Is his son of marriageable age and reasonably attractive? Because I’m bored with the whole Batman thing now and need a new project to waste my time and money on…
Yes, but the reference to homosexuality is all the pastor’s own interpretation.
Generally people like this will claim freedom of conscience when confronted about their objectionable and transparently ridiculous beliefs. Unfortunately, this freedom of conscience only applies to the male head of the house and the same person may fight politically to oppose other people’s right to be guided by their own consciences.

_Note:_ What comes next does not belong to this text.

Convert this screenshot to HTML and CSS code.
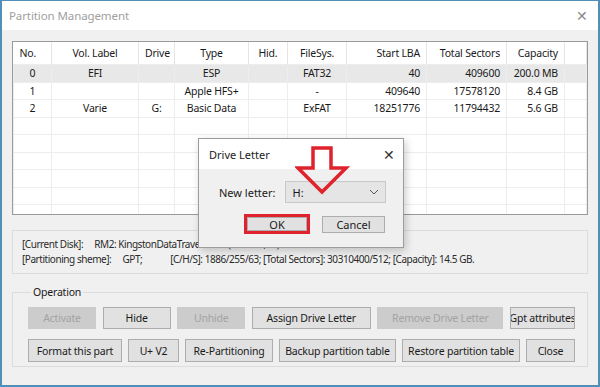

Hey, at least he’s doing his relatives a courtesy by pre-emptively warning them not to invite him to the wedding.
My mother refused to show up to my sister’s wedding because she was being married by ::gasp:: a woman! Not even married to a woman, just having a woman officiate the wedding. That’s some downright demon-possessed satan-worshipping whore-of-babylon type of shit right there (apparently according to my mother’s thought process). It would have been nice to see her at the wedding, but the reduction in unnecessary drama at the event probably made it a lot less stressful than it could have been.
If this guy is this melodramatic about gay marriage, what would he do if the wedding wasn’t in a church or officiated by a preacher? Better not chance finding out and just don’t invite him at all. Problem solved.
If spreading shit all over your body is what you’re into, who are we to judge?
You are making the Baby Wilhelm cry!
For a sense of certainty! Morals being a matter of personal responsibility with no easy formulaic answers makes it your responsibility, instead of that of a ghost-written book. Thinking about it and having opinions might make one unpopular, and defies a human drive for the path of least resistance.
IMO the best moral guide is debate, but many people are too immature to handle it.
A millstone be hung around their neck and they be drowned at the bottom of the sea.
He’s been reading too much Paula Nancy Millstone Jennings.